The next question, on the assumption that we are right in deciding that C’s detention was not unlawful down to the date of the hearing, is whether his detention after that would be unlawful, judged from the date of the hearing. We bear in mind that C has now been detained for some ten months, and that no-one has yet been removed to Turkey under the provisions of EURA. We also bear in mind the factors we listed in paragraph 135, above. For the reasons we have given above, we do not consider that the Turkish authorities are entitled to refuse to re-document C so long as there is an obstacle to his removal. Such an obstacle is an impediment to C’s removal which operates in the national law of the United Kingdom, but it does not dilute Turkey’s obligations under EURA. Under EURA, the Turkish authorities are bound to issue a travel document, provided that they accept, despite his lack of documents, that he is (or was) a Turkish national (see paragraph 133, above). But even if we are wrong about that, the existing obstacle is not likely to persist for long, as we explain in the previous paragraph, and not beyond a time which is reasonable, judged from now in the light of the time which has already elapsed.

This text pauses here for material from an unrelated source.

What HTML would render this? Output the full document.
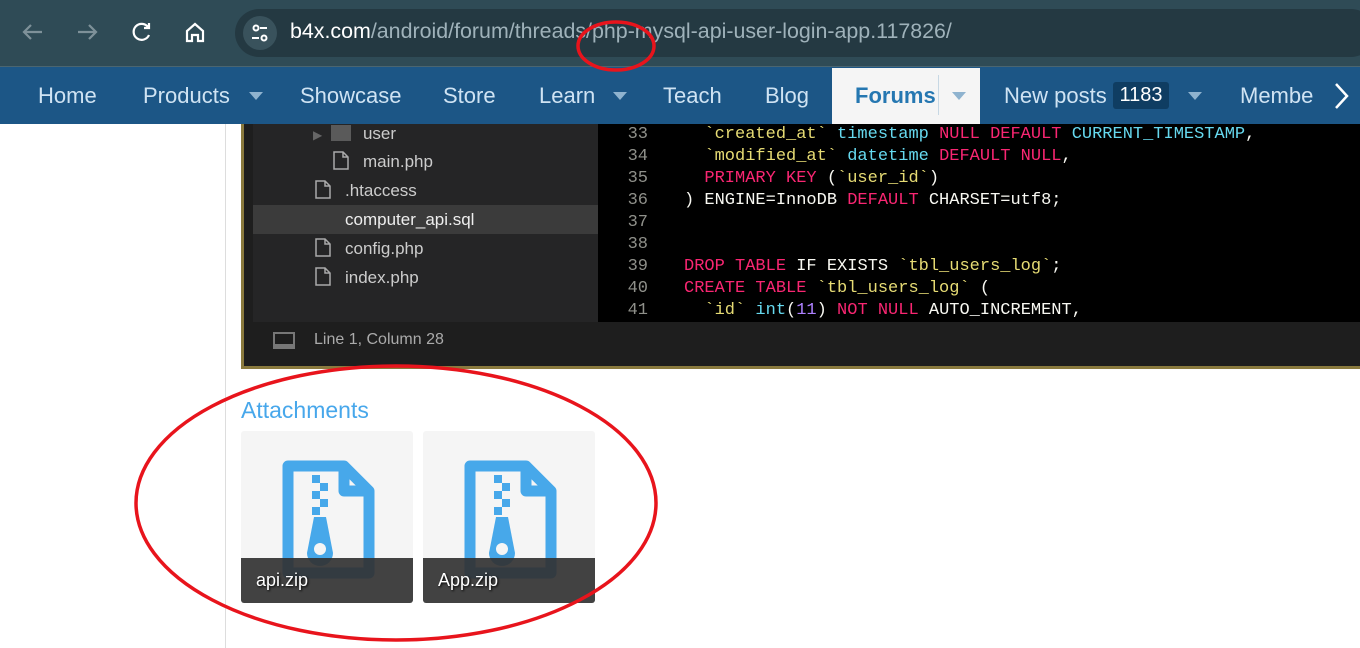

The main practical obstacle to removal, it seems to us, is not the outstanding application and any appeal it may generate. It is the attitude of the Turkish authorities, and their likely future adherence, to their obligations under EURA. On the basis of recent developments, we do not consider that the point has yet been reached where there is no realistic prospect of removal within a time which is reasonable, in the light of the time which has elapsed already; indeed, we take the view that there is such a prospect. As we have said, the Secretary of State has now been able to make an application to the Turkish authorities. The Turkish authorities have agreed to interview C. Any appeal against the decision of the Secretary of State’s in response to the July appeal determination, if made, is likely to be heard quickly.
Conclusion
For those reasons, we dismiss this application for judicial review.